To this end, this thesis presents several hardware and software approaches that improve
the reliability of a system and also provide resilience towards transient and permanent
faults.
We observed that the multiple-faults aware placement strategy improves the lifetime reliability
of digital circuits by lowering the error rate. We proposed several improvements
in the multiple-faults aware placement strategy to achieve faster processing and higher
reliability. These improvements are classified as hardware level approaches to achieve
fault tolerance towards multiple faults in digital circuits. An analytical method is proposed
using the Signal Probability Reliability Analysis (SPRA) that overcomes the issue
of long simulation time for profiling pairs of cells/ gates.
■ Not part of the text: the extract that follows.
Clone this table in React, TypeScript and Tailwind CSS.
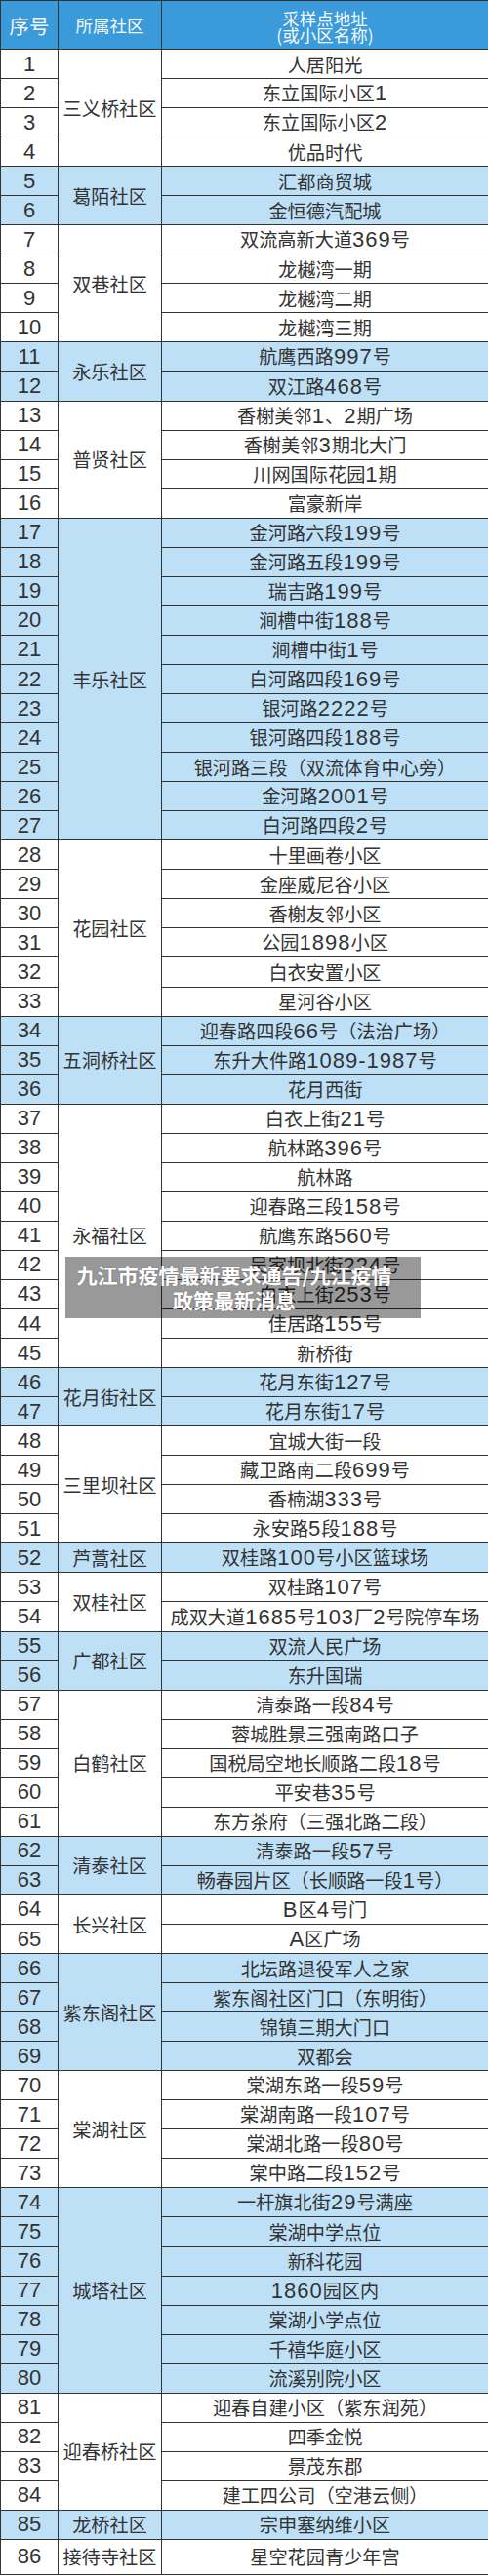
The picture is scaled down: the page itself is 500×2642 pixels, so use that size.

This method runs with one order
magnitude faster than the original simulation approach. We also proposed the use of Hill
Climbing strategy after Simulated Annealing to reduce the observed wire length in the
original design. Experimental results show that this method can reduce the wire length
up to 61%. We also proposed a novel optimisation algorithm to reduce the error rate
by smartly manipulating the available spaces to separate the 'bad pairs' in the circuit.
We investigated on the level of 'bad pair' considered in the optimisation algorithm. We
found that with two categories of 'bad pairs', the error rate reduces up to 23% with little
simulation time overhead.
Checkpointing has been used over decades as one of primary software level approach
for mitigating the effect of transient faults in a system. We studied the effectiveness
of checkpointing in the view of lifetime reliability of a system than merely providing
fault tolerance. Here, we proposed a novel checkpointing mechanism, namely, Lifetime
Reliability-Aware Checkpointing Mechanism (LRAC), that is capable of not only tolerating
transient fault but also migrating the task to a spare host whenever a permanent
fault occurs or is expected to occur. We observed that this incurs approximately 12%
time overhead, only during the occurrences of faults, even when the fault rate is as high
as 10-3. However, this approach does not fail to meet the hard deadline of the tasks
being executed.
|